John shrugged off his backpack. He walked it into the bedroom and laid it carefully on the far side of the bed.

“How long have you been here, Charboric? Fifty years?” Charboric nodded. “How long do you plan to live?” John asked. “I don’t rate my chances high of ever leaving.”

Charboric eyed John, then nodded again. “You understand something that Visgrath sometimes forgets.” Charboric’s expression softened, and for a moment John almost felt sorry for him.

“Engineering is a philosophy of science,” John said. “Even if the science changes, the process remains the same.”

“Indeed,” Charboric said. “But we sometimes lack the patience for study.”

“Knowledge is power,” John said.

“Power is power,” Charboric replied.

John shrugged.

After a minute, Charboric added, “Visgrath has explained our situation, has he not?”

“He has.”

“We’ve been trapped here for a long time awaiting rescue-we are not going to debate the benefit of that strategy. In that meantime we have made ourselves as comfortable as possible by exploiting what we know from other… locations.”

“Scuba,” John said.

“Local law limits the length of time we can exploit our ideas.”

“Patents.”

“The time frame for patents in this universe is twelve and a half years.”

“But you can still market a product after the patent time,” John said.

“The most profit occurs in the time of monopoly,” Charboric said. “Afterwards we sell the patent and adjunct company. We have little patience for competitive markets.”

“So after decades you’re running out of ideas,” John said.

“We’ve accreted a rather extensive entourage beyond the original dozen,” Charboric said.

“Thus your interest in pinball.”

“We knew it was an extra-universal technology. We of course know how to exploit technology here. The decision to invest was obvious.”

“But you don’t do competitive markets,” John said.

“It was a strategic decision,” Charboric said with a smile and nod toward John. “You’ve been mainline much more recently than we have. An alliance would allow us to exploit everything else that you might know.”

“But I’m not that old,” John said. “I don’t know that much.”

“You’d be surprised. You’ve been immersed in a highly technological world for your lifetime. There are hundreds of objects-inane in that universe-that are valuable here.”

John struggled to come up with some argument. “Yes, but everything was so different there.”

Charboric shrugged. He reached into his jacket pocket and pulled out a small spiral-bound pad of paper and a pencil. “Carry this with you. Write down anything you think of. Ideas will come to you when you’re driving or in the shower or taking a shit. Keep this with you. Write down what you remember.”

“Uh, okay,” John said. He took the pencil and pad. The pencil had teeth marks near the eraser.

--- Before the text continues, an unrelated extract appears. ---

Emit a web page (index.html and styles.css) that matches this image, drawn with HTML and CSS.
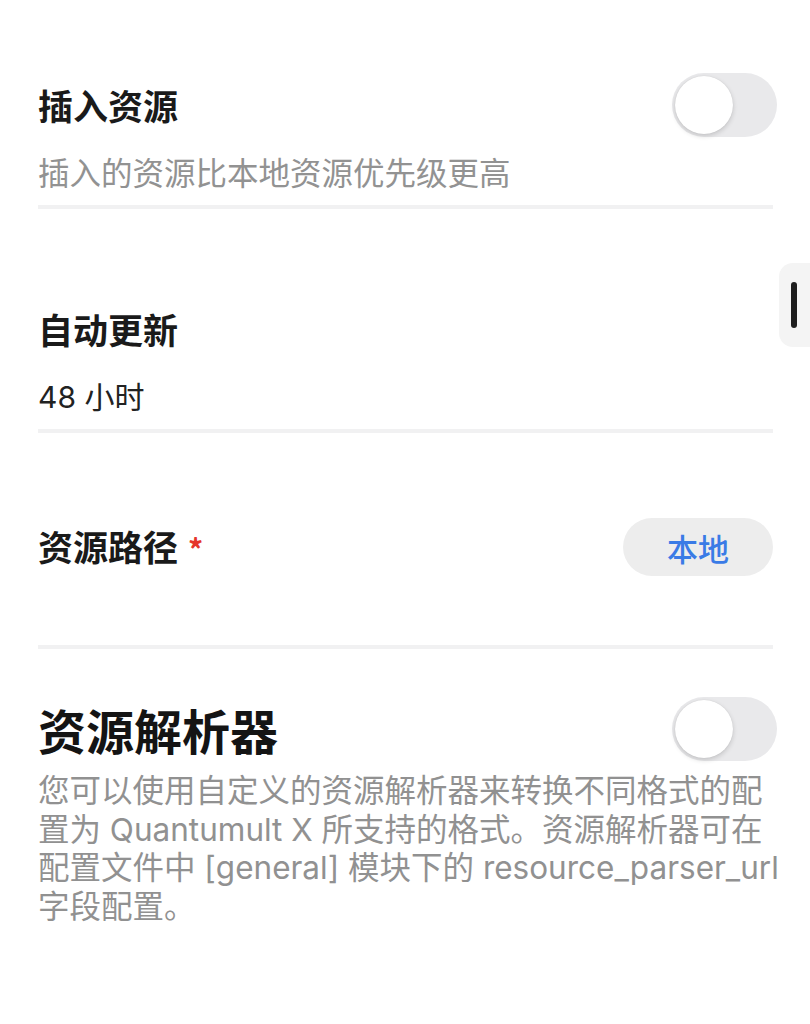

Charboric stood up. “We’ll talk again in a week. Don’t dodge my calls. This is important. I’ll expect you to have ten ideas on that list. Ten good ideas.”

“Sure.”

Charboric paused at the door. “I don’t need to remind you how important secrecy is. Your business partners should know nothing of this.”

“Of course.”

John listened as the car door slammed shut on Charboric’s SUV. He looked down at the pad of paper in his hand.

“What the hell am I going to do now?”

He opened the pad and wrote: “Rubert’s Cube” at the top of the first page.

“What a dumb idea.”

He scratched it out.

Henry and John took turns going to class the next week. The one not in class spent hours hunched over the opened device in the old factory, tracing threads with the voltmeter. Slowly the neural mapping within the marshmallows took form. Grace drew the connections as they went along and John or Henry verified them so that there were no mistakes. If they made one, there was no way to correct it unless they started from scratch.